### Your goal
Write out the entire listing below exactly, with the pictures left out.

###

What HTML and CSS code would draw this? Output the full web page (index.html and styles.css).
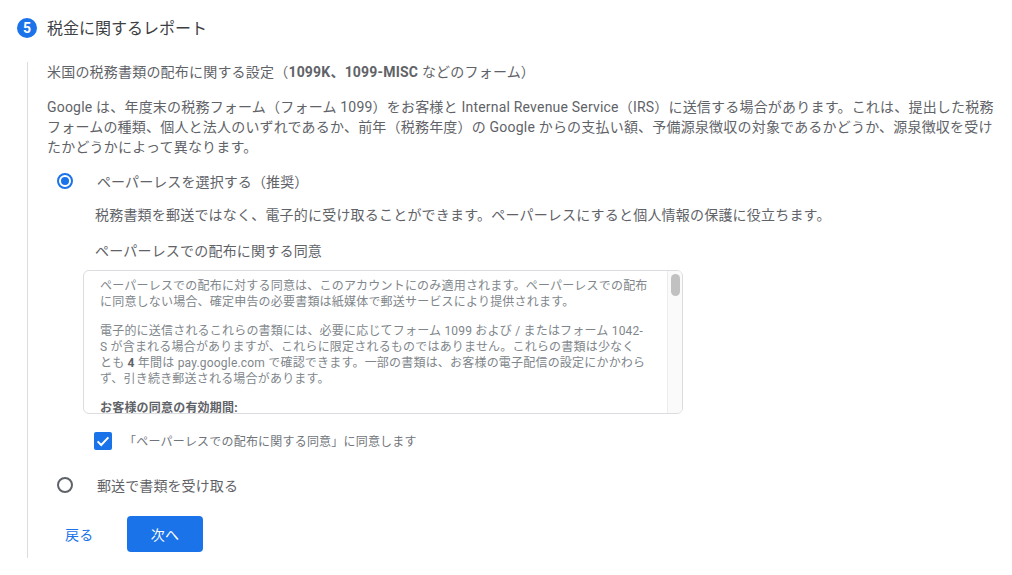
FILE: index.html
```html
<!DOCTYPE html>
<html lang="ja">
<head>
<meta charset="utf-8">
<title>税金に関するレポート</title>
<link rel="stylesheet" href="styles.css">
</head>
<body>
<div class="header">
  <span class="badge">5</span>
  <h2 class="title">税金に関するレポート</h2>
</div>
<div class="step">
  <p class="lead">米国の税務書類の配布に関する設定（<b>1099K、1099-MISC</b> などのフォーム）</p>
  <p class="intro">Google は、年度末の税務フォーム（フォーム 1099）をお客様と Internal Revenue Service（IRS）に送信する場合があります。これは、提出した税務<br>フォームの種類、個人と法人のいずれであるか、前年（税務年度）の Google からの支払い額、予備源泉徴収の対象であるかどうか、源泉徴収を受け<br>たかどうかによって異なります。</p>
  <div class="radio-row first">
    <span class="radio on"></span>
    <span class="radio-label">ペーパーレスを選択する（推奨）</span>
  </div>
  <div class="option">
    <p class="desc">税務書類を郵送ではなく、電子的に受け取ることができます。ペーパーレスにすると個人情報の保護に役立ちます。</p>
    <p class="consent-title">ペーパーレスでの配布に関する同意</p>
    <div class="consent-box">
      <div class="consent-text">
        <p>ペーパーレスでの配布に対する同意は、このアカウントにのみ適用されます。ペーパーレスでの配布<br>に同意しない場合、確定申告の必要書類は紙媒体で郵送サービスにより提供されます。</p>
        <p>電子的に送信されるこれらの書類には、必要に応じてフォーム 1099 および / またはフォーム 1042-<br>S が含まれる場合がありますが、これらに限定されるものではありません。これらの書類は少なく<br>とも <b>4</b> 年間は pay.google.com で確認できます。一部の書類は、お客様の電子配信の設定にかかわら<br>ず、引き続き郵送される場合があります。</p>
        <p><b>お客様の同意の有効期間:</b></p>
      </div>
      <div class="scrollbar"><span class="thumb"></span></div>
    </div>
    <div class="check-row">
      <span class="checkbox"><svg viewBox="0 0 18 18" width="18" height="18"><path d="M3.6 9.4l3.6 3.6 7.2-7.6" fill="none" stroke="#fff" stroke-width="2"/></svg></span>
      <span class="check-label">「ペーパーレスでの配布に関する同意」に同意します</span>
    </div>
  </div>
  <div class="radio-row second">
    <span class="radio"></span>
    <span class="radio-label">郵送で書類を受け取る</span>
  </div>
  <div class="actions">
    <button class="btn-back">戻る</button>
    <button class="btn-next">次へ</button>
  </div>
</div>
</body>
</html>
```
FILE: styles.css
```css
* { box-sizing: border-box; }
html, body { margin: 0; padding: 0; background: #fff; }
body {
  width: 1012px;
  height: 575px;
  overflow: hidden;
  font-family: Roboto, "Noto Sans CJK JP", sans-serif;
  color: #5f6368;
  font-size: 14px;
  letter-spacing: 0.2px;
}
p { margin: 0; }
b { font-weight: 700; }
.header {
  display: flex;
  align-items: center;
  gap: 10px;
  height: 20px;
  margin: 18px 0 0 17px;
}
.badge {
  width: 20px;
  height: 20px;
  border-radius: 50%;
  background: #1a73e8;
  color: #fff;
  font-size: 14px;
  font-weight: 700;
  letter-spacing: 0;
  display: flex;
  align-items: center;
  justify-content: center;
}
.title {
  margin: 0 0 3px;
  font-size: 16px;
  font-weight: 400;
  letter-spacing: 0;
  color: #3c4043;
}
.step {
  margin: 24px 0 0 27px;
  width: 975px;
  height: 496px;
  border-left: 1px solid #dadce0;
  padding-left: 19px;
}
.lead { line-height: 20px; }
.intro { line-height: 20px; margin-top: 15px; white-space: nowrap; }
.radio-row { display: flex; align-items: center; height: 20px; }
.radio-row.first { margin-top: 14px; }
.radio-row.second { margin-top: 25px; }
.radio {
  width: 16px;
  height: 16px;
  margin-left: 10px;
  border: 2px solid #5f6368;
  border-radius: 50%;
  flex: none;
  position: relative;
}
.radio.on { border-color: #1a73e8; }
.radio.on::after {
  content: "";
  position: absolute;
  inset: 2px;
  background: #1a73e8;
  border-radius: 50%;
}
.radio-label { margin-left: 24px; letter-spacing: 0.1px; }
.option { padding-left: 48px; }
.desc { margin-top: 14px; line-height: 20px; }
.consent-title { margin-top: 16px; line-height: 20px; }
.consent-box {
  display: flex;
  width: 600px;
  height: 144px;
  margin-top: 9px;
  margin-left: -12px;
  border: 1px solid #dadce0;
  border-radius: 6px;
  overflow: hidden;
}
.consent-text {
  flex: 1;
  padding: 8px 12px 0 16px;
  font-size: 12px;
  line-height: 15.7px;
  white-space: nowrap;
  color: #80868b;
  overflow: hidden;
}
.consent-text p { margin-bottom: 14px; }
.consent-text b { color: #5f6368; }
.scrollbar {
  width: 15px;
  flex: none;
  background: #fafafa;
  border-left: 1px solid #ececec;
  padding: 3px 2px;
}
.thumb { display: block; width: 9px; height: 22px; border-radius: 5px; background: #c1c1c1; margin-left: 1px; }
.check-row { display: flex; align-items: center; margin-top: 18px; margin-left: -1px; height: 18px; }
.checkbox { width: 18px; height: 18px; border-radius: 2px; background: #1a73e8; flex: none; display: flex; }
.check-label { margin: 0 0 2px 12px; font-size: 12px; color: #70757a; }
.actions { display: flex; align-items: center; margin-top: 21px; margin-left: 10px; }
.btn-back, .btn-next {
  font: inherit;
  letter-spacing: inherit;
  border: 0;
  cursor: pointer;
}
.btn-back { background: none; color: #1a73e8; padding: 0; width: 62px; text-align: left; margin-left: 8px; }
.btn-next {
  width: 76px;
  height: 36px;
  background: #1a73e8;
  color: #fff;
  border-radius: 4px;
}
```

###

### Expected answer
What HTML and CSS code would draw this? Output the full web page (index.html and styles.css).
FILE: index.html
```html
<!DOCTYPE html>
<html lang="ja">
<head>
<meta charset="utf-8">
<title>税金に関するレポート</title>
<link rel="stylesheet" href="styles.css">
</head>
<body>
<div class="header">
  <span class="badge">5</span>
  <h2 class="title">税金に関するレポート</h2>
</div>
<div class="step">
  <p class="lead">米国の税務書類の配布に関する設定（<b>1099K、1099-MISC</b> などのフォーム）</p>
  <p class="intro">Google は、年度末の税務フォーム（フォーム 1099）をお客様と Internal Revenue Service（IRS）に送信する場合があります。これは、提出した税務<br>フォームの種類、個人と法人のいずれであるか、前年（税務年度）の Google からの支払い額、予備源泉徴収の対象であるかどうか、源泉徴収を受け<br>たかどうかによって異なります。</p>
  <div class="radio-row first">
    <span class="radio on"></span>
    <span class="radio-label">ペーパーレスを選択する（推奨）</span>
  </div>
  <div class="option">
    <p class="desc">税務書類を郵送ではなく、電子的に受け取ることができます。ペーパーレスにすると個人情報の保護に役立ちます。</p>
    <p class="consent-title">ペーパーレスでの配布に関する同意</p>
    <div class="consent-box">
      <div class="consent-text">
        <p>ペーパーレスでの配布に対する同意は、このアカウントにのみ適用されます。ペーパーレスでの配布<br>に同意しない場合、確定申告の必要書類は紙媒体で郵送サービスにより提供されます。</p>
        <p>電子的に送信されるこれらの書類には、必要に応じてフォーム 1099 および / またはフォーム 1042-<br>S が含まれる場合がありますが、これらに限定されるものではありません。これらの書類は少なく<br>とも <b>4</b> 年間は pay.google.com で確認できます。一部の書類は、お客様の電子配信の設定にかかわら<br>ず、引き続き郵送される場合があります。</p>
        <p><b>お客様の同意の有効期間:</b></p>
      </div>
      <div class="scrollbar"><span class="thumb"></span></div>
    </div>
    <div class="check-row">
      <span class="checkbox"><svg viewBox="0 0 18 18" width="18" height="18"><path d="M3.6 9.4l3.6 3.6 7.2-7.6" fill="none" stroke="#fff" stroke-width="2"/></svg></span>
      <span class="check-label">「ペーパーレスでの配布に関する同意」に同意します</span>
    </div>
  </div>
  <div class="radio-row second">
    <span class="radio"></span>
    <span class="radio-label">郵送で書類を受け取る</span>
  </div>
  <div class="actions">
    <button class="btn-back">戻る</button>
    <button class="btn-next">次へ</button>
  </div>
</div>
</body>
</html>
```
FILE: styles.css
```css
* { box-sizing: border-box; }
html, body { margin: 0; padding: 0; background: #fff; }
body {
  width: 1012px;
  height: 575px;
  overflow: hidden;
  font-family: Roboto, "Noto Sans CJK JP", sans-serif;
  color: #5f6368;
  font-size: 14px;
  letter-spacing: 0.2px;
}
p { margin: 0; }
b { font-weight: 700; }
.header {
  display: flex;
  align-items: center;
  gap: 10px;
  height: 20px;
  margin: 18px 0 0 17px;
}
.badge {
  width: 20px;
  height: 20px;
  border-radius: 50%;
  background: #1a73e8;
  color: #fff;
  font-size: 14px;
  font-weight: 700;
  letter-spacing: 0;
  display: flex;
  align-items: center;
  justify-content: center;
}
.title {
  margin: 0 0 3px;
  font-size: 16px;
  font-weight: 400;
  letter-spacing: 0;
  color: #3c4043;
}
.step {
  margin: 24px 0 0 27px;
  width: 975px;
  height: 496px;
  border-left: 1px solid #dadce0;
  padding-left: 19px;
}
.lead { line-height: 20px; }
.intro { line-height: 20px; margin-top: 15px; white-space: nowrap; }
.radio-row { display: flex; align-items: center; height: 20px; }
.radio-row.first { margin-top: 14px; }
.radio-row.second { margin-top: 25px; }
.radio {
  width: 16px;
  height: 16px;
  margin-left: 10px;
  border: 2px solid #5f6368;
  border-radius: 50%;
  flex: none;
  position: relative;
}
.radio.on { border-color: #1a73e8; }
.radio.on::after {
  content: "";
  position: absolute;
  inset: 2px;
  background: #1a73e8;
  border-radius: 50%;
}
.radio-label { margin-left: 24px; letter-spacing: 0.1px; }
.option { padding-left: 48px; }
.desc { margin-top: 14px; line-height: 20px; }
.consent-title { margin-top: 16px; line-height: 20px; }
.consent-box {
  display: flex;
  width: 600px;
  height: 144px;
  margin-top: 9px;
  margin-left: -12px;
  border: 1px solid #dadce0;
  border-radius: 6px;
  overflow: hidden;
}
.consent-text {
  flex: 1;
  padding: 8px 12px 0 16px;
  font-size: 12px;
  line-height: 15.7px;
  white-space: nowrap;
  color: #80868b;
  overflow: hidden;
}
.consent-text p { margin-bottom: 14px; }
.consent-text b { color: #5f6368; }
.scrollbar {
  width: 15px;
  flex: none;
  background: #fafafa;
  border-left: 1px solid #ececec;
  padding: 3px 2px;
}
.thumb { display: block; width: 9px; height: 22px; border-radius: 5px; background: #c1c1c1; margin-left: 1px; }
.check-row { display: flex; align-items: center; margin-top: 18px; margin-left: -1px; height: 18px; }
.checkbox { width: 18px; height: 18px; border-radius: 2px; background: #1a73e8; flex: none; display: flex; }
.check-label { margin: 0 0 2px 12px; font-size: 12px; color: #70757a; }
.actions { display: flex; align-items: center; margin-top: 21px; margin-left: 10px; }
.btn-back, .btn-next {
  font: inherit;
  letter-spacing: inherit;
  border: 0;
  cursor: pointer;
}
.btn-back { background: none; color: #1a73e8; padding: 0; width: 62px; text-align: left; margin-left: 8px; }
.btn-next {
  width: 76px;
  height: 36px;
  background: #1a73e8;
  color: #fff;
  border-radius: 4px;
}
```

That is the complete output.